Law Society of B.C. proposes new category of legal professionals

The Law Society of British Columbia wants to create a new class of legal service providers who would help increase access to the justice system.

The Law Society says "certified paralegals" would tackle issues in underserved areas of the law

The Law Society of British Columbia wants to create a new class of legal professionals who would provide low-cost services in underserved areas of the law.  (CBC)

The Law Society of British Columbia wants to create a new class of legal service providers who would help increase access to the justice system.

A recent report written by a task force led by the Law Society says "certified paralegals" would be lower-cost, credentialed and regulated professionals who can tackle issues within family law, advocate for clients before administrative tribunals and small claims courts, and handle residential tenancy disputes.

Those are all areas that many lawyers find uninteresting, or where many people end up self-representing because they can't afford a lawyer, said the Law Society's first vice-president David Crossin.

"A lot of lawyers, they spend a lot of time in law school, they think big, they're ambitious, they're not particularly interested in residential tenancy issues," Crossin told The Early Edition's Rick Cluff.

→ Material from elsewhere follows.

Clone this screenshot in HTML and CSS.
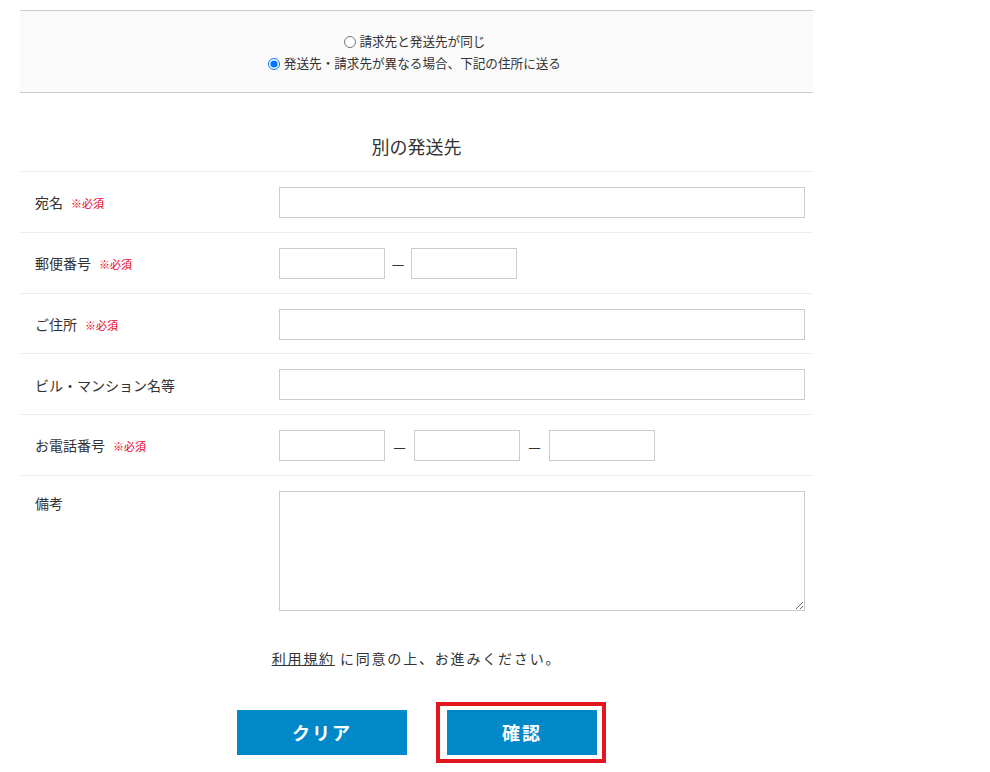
FILE: index.html
```html
<!DOCTYPE html>
<html lang="ja">
<head>
  <meta charset="UTF-8">
  <meta name="viewport" content="width=device-width, initial-scale=1.0">
  <title>別の発送先</title>
  <link rel="stylesheet" href="styles.css">
</head>
<body>
  <div class="page">
    <div class="ship-choice">
      <label><input type="radio" name="shipTo" value="same"> 請求先と発送先が同じ</label>
      <label><input type="radio" name="shipTo" value="other" checked> 発送先・請求先が異なる場合、下記の住所に送る</label>
    </div>

    <h2 class="section-title">別の発送先</h2>

    <div class="form-table">
      <div class="row">
        <div class="label">宛名<span class="req">※必須</span></div>
        <div class="field"><input class="text full" name="name"></div>
      </div>
      <div class="row">
        <div class="label">郵便番号<span class="req">※必須</span></div>
        <div class="field">
          <input class="text short" name="zip1">
          <span class="sep">—</span>
          <input class="text short" name="zip2">
        </div>
      </div>
      <div class="row">
        <div class="label">ご住所<span class="req">※必須</span></div>
        <div class="field"><input class="text full" name="address"></div>
      </div>
      <div class="row">
        <div class="label">ビル・マンション名等</div>
        <div class="field"><input class="text full" name="building"></div>
      </div>
      <div class="row">
        <div class="label">お電話番号<span class="req">※必須</span></div>
        <div class="field tel">
          <input class="text short" name="tel1">
          <span class="sep">—</span>
          <input class="text short" name="tel2">
          <span class="sep">—</span>
          <input class="text short" name="tel3">
        </div>
      </div>
      <div class="row top">
        <div class="label">備考</div>
        <div class="field"><textarea class="text full memo" name="memo"></textarea></div>
      </div>
    </div>

    <p class="terms"><a href="#">利用規約</a> に同意の上、お進みください。</p>

    <div class="actions">
      <button type="reset" class="btn btn-clear">クリア</button>
      <button type="submit" class="btn btn-confirm">確認</button>
    </div>
  </div>
</body>
</html>
```

FILE: styles.css
```css
body {
  margin: 0;
  font-family: "Noto Sans CJK JP", "Noto Sans", sans-serif;
  color: #333;
  background: #fff;
}

.page {
  width: 793px;
  margin: 10px 0 0 20px;
  padding-bottom: 20px;
}

/* Shipping choice box */
.ship-choice {
  background: #fafafa;
  border-top: 1px solid #ccc;
  border-bottom: 1px solid #ccc;
  padding: 19px 0 18px;
  text-align: center;
  font-size: 12.6px;
  line-height: 22px;
}

.ship-choice label {
  display: block;
}

.ship-choice input {
  width: 12px;
  height: 12px;
  margin: 0 1px 0 -4px;
  vertical-align: -2px;
}

.section-title {
  font-size: 18px;
  font-weight: normal;
  line-height: 27px;
  text-align: center;
  margin: 40px 0 11px;
}

/* Form rows */
.form-table {
  border-top: 1px solid #eee;
}

.row {
  display: flex;
  align-items: center;
  padding: 15px 8px 13.8px 15px;
  border-bottom: 1px solid #eee;
}

.row:last-child {
  border-bottom: none;
}

.row.top {
  align-items: flex-start;
}

.label {
  flex: 0 0 244px;
  font-size: 14px;
  line-height: 24px;
}

.req {
  color: #e60012;
  font-size: 11px;
  margin-left: 8px;
}

.field {
  flex: 1;
  display: flex;
  align-items: center;
}

.text {
  box-sizing: border-box;
  height: 31px;
  border: 1px solid #ccc;
  border-radius: 0;
  padding: 4px 8px;
  font: inherit;
  font-size: 14px;
  background: #fff;
}

.full {
  width: 100%;
}

.short {
  width: 106px;
}

.memo {
  height: 120px;
  display: block;
}

.sep {
  width: 26px;
  text-align: center;
  font-size: 14px;
  line-height: 1;
}

.tel .sep {
  width: 29px;
}

/* Terms and buttons */
.terms {
  text-align: center;
  font-size: 14px;
  line-height: 24px;
  letter-spacing: 0.13em;
  margin: 21px 0 40px;
}

.terms a {
  color: #333;
  text-decoration: underline;
}

.actions {
  display: flex;
  justify-content: center;
  gap: 40px;
  padding-left: 1px;
}

.btn {
  height: 45px;
  border: none;
  background: #0088c9;
  color: #fff;
  font-family: inherit;
  font-size: 18px;
  font-weight: bold;
  letter-spacing: 2px;
  cursor: pointer;
}

.btn-clear {
  width: 170px;
}

.btn-confirm {
  width: 150px;
  position: relative;
}

/* highlight frame around the confirm button */
.btn-confirm::after {
  content: "";
  position: absolute;
  top: -8px;
  bottom: -8px;
  left: -11px;
  right: -9px;
  border: 4px solid #e3161f;
}
```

"In the large scheme of things, it's not a big thing, but for the single mom who's fighting with her landlord, it is everything and those people need help, they're getting left behind, and we think that legal service providers — not lawyers — can fill that void."

Paralegals already exist in B.C., but they mostly handle minor legal tasks like drafting documents and assisting lawyers, said Crossin. As part of a pilot program that began in 2013, designated paralegals can also appear in court to speak to certain family matters.

However, Crossin wants B.C. to move even further towards Ontario's model, where roughly 6,000 paralegals can handle cases in small claims court or certain criminal matters in provincial court.

How "certified paralegals" will be credentialed and regulated, and the type of education they would need is still to be determined. Crossin said the Law Society is currently framing legislation to bring forward to the provincial government, asking it to change the Legal Profession Act in order to permit this new class of legal service providers.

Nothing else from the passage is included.